PIERWSZEŃSTWO NA PARKIECIE

Na wieczornych uroczystościach młoda para tradycyjnie tańczy pierwsza walca. Jednak, jako że taniec towarzyski nie jest oecnie zbyt popularny, tańczy się zwykle do ulubionej romantycznej piosenki. Podczas tańca zwyczajem jest, że pan młody tańczy ze swoją teściową a potem ze swą matką i odpowiednio panna młoda z teściem i ojcem. Na parkiecie podczas pierwszego tańca pojawiają się również świadkowie. Po pierwszym tańcu do tańca zapraszani są wszyscy goście.

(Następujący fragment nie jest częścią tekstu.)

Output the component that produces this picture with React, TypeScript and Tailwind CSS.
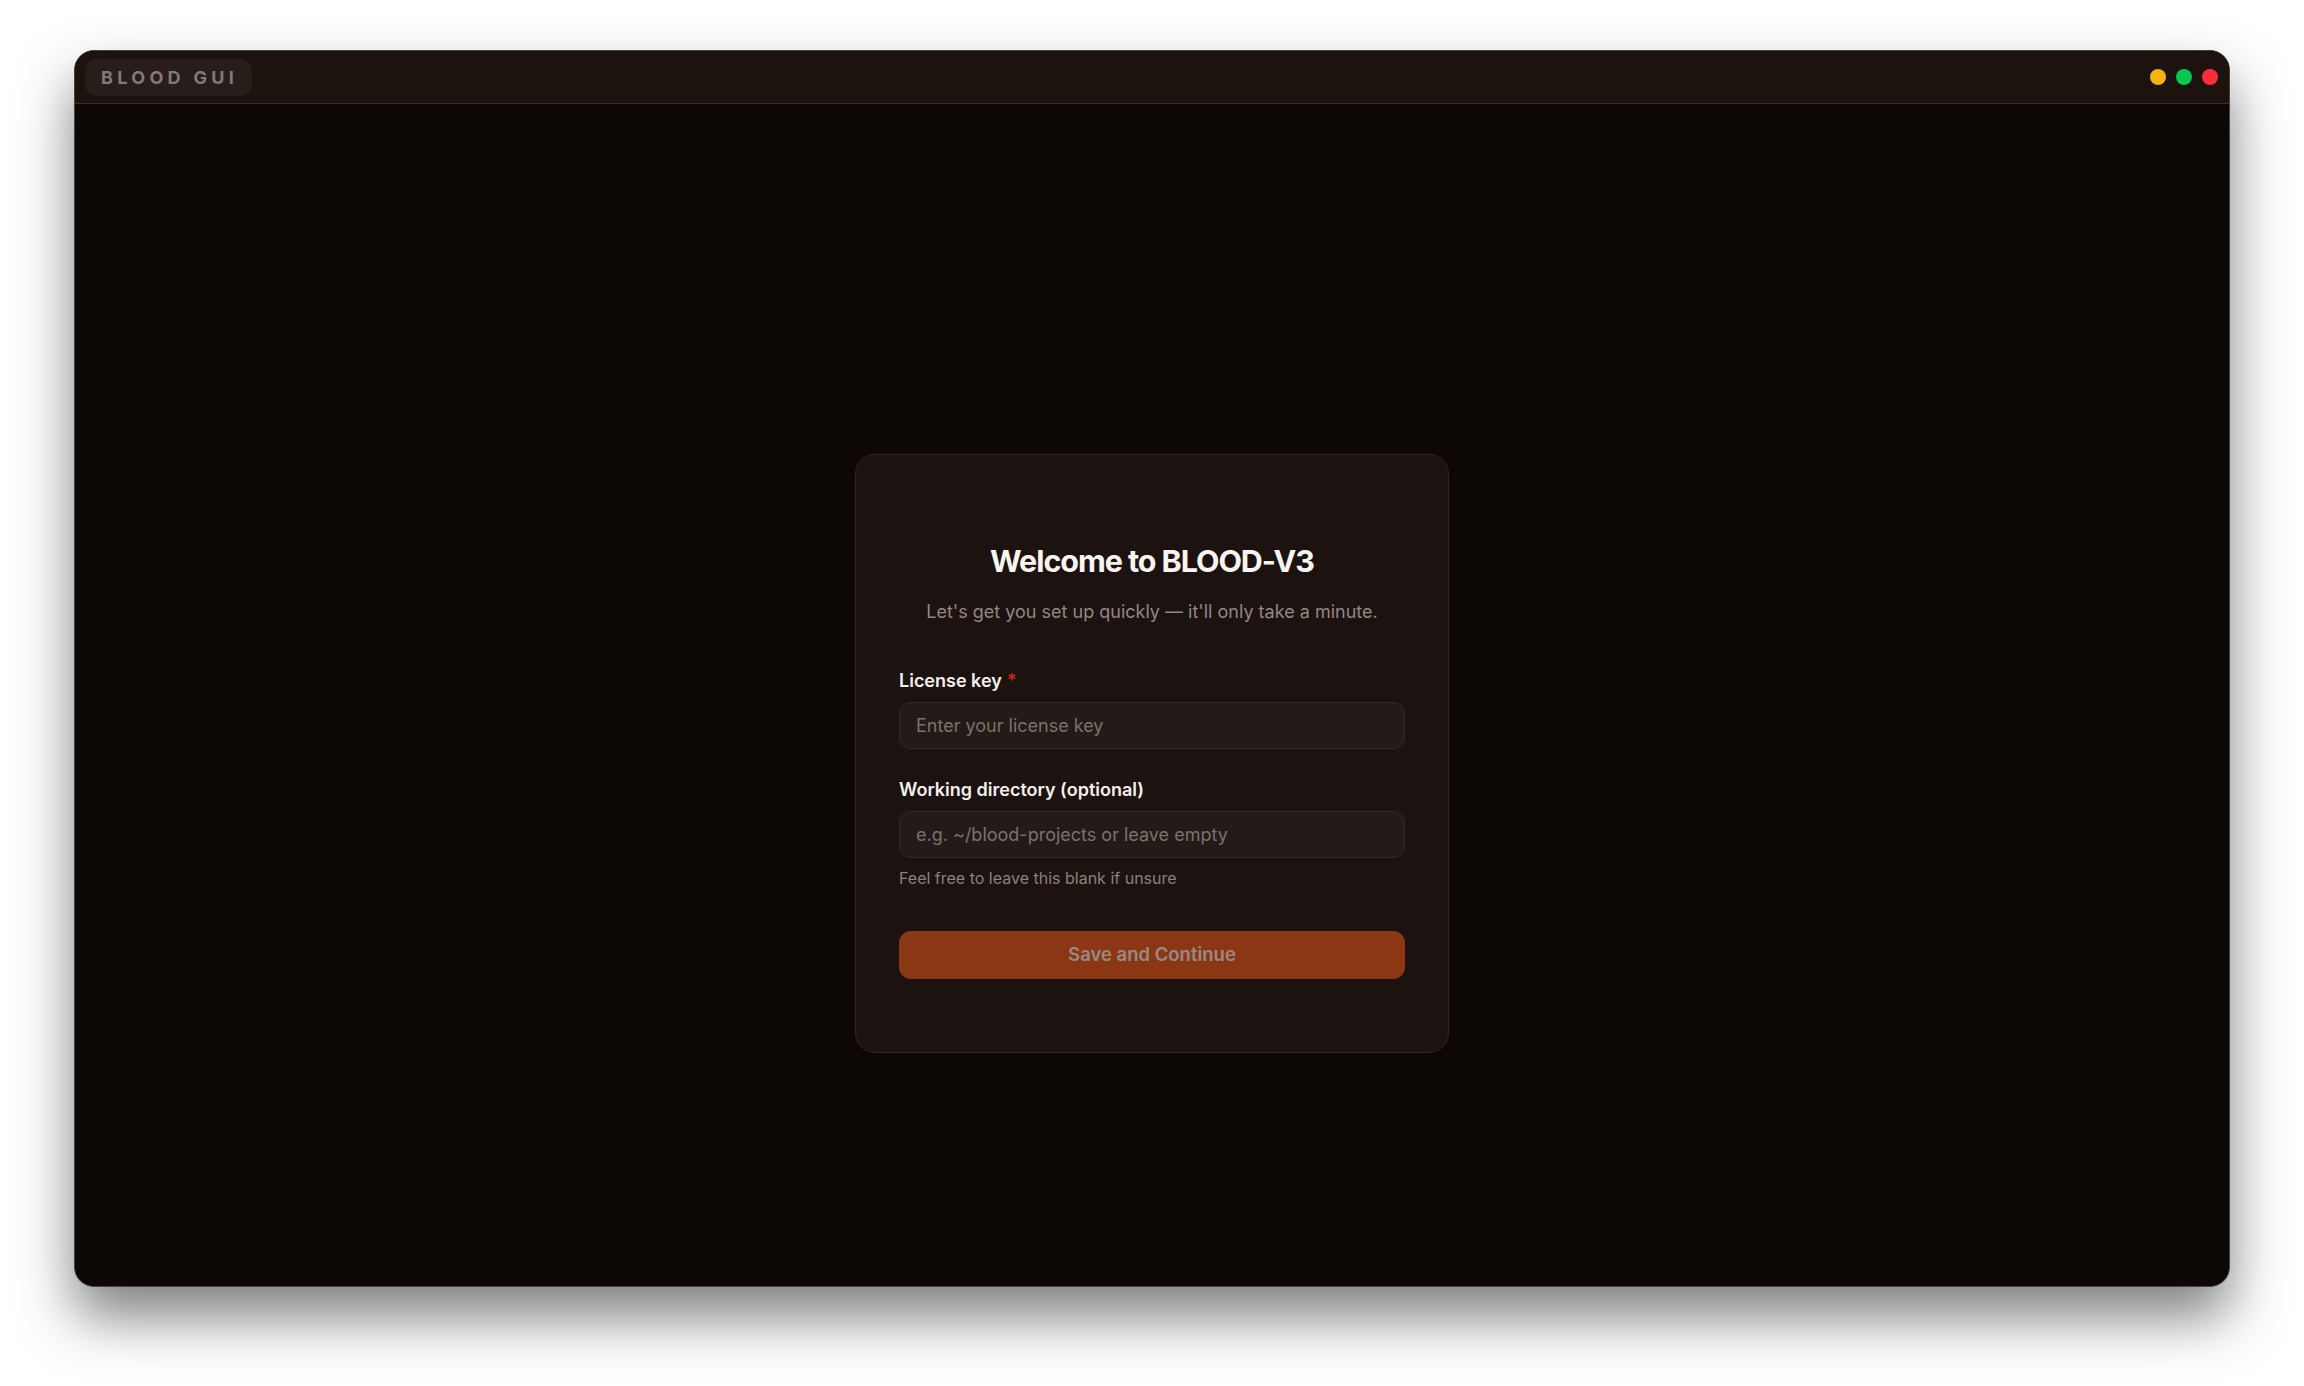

PROPOZYCJA ROKU PRZESTĘPNEGO

Prawo każdej kobiety do zaproponowania jako daty ślubu 29 lutego w roku przestepnym sięga wstecz setki lat, kiedy to angielskie prawo oficjalnie nie uznawało tego dnia. Stąd powstało przekonanie, że małżeństwo tego dnia nie ma legalnego statusu.

RZUCANIE CONFETTI

Pochodzenie rzucania konfetti poprzedza czasy chrześcijańskie - pochodzi z pogańskiego zwyczaju obsypywania młodej pary ziarnami zbóż życząc im "owocnego" związku. Wierzono, że żyzność nasion zostanie przeniesiona na parę na którą spadną. Rzucanie ziarnami ryżu ma to samo symboliczne znaczenie. Słowo 'confetti' ma we włoskim ten sam rdzeń co 'konfekcja' i znaczyło do opisania "słodkości" - ziarna i orzechów pokrytych cukrem rzucanych w nowożeńców w opisanym wcześniej celu. W czasach nowożytnych ziarno i orzechy zostały zastąpinone małymi kawałkami papieru, jako tanie substytuty, ale słowo confetti pozostało. Pomimo żywotności tej tradycji, grozi jej wymarcie, jako że wiele urzędów cywilnych jak i kościołów zakazało jej stosowania.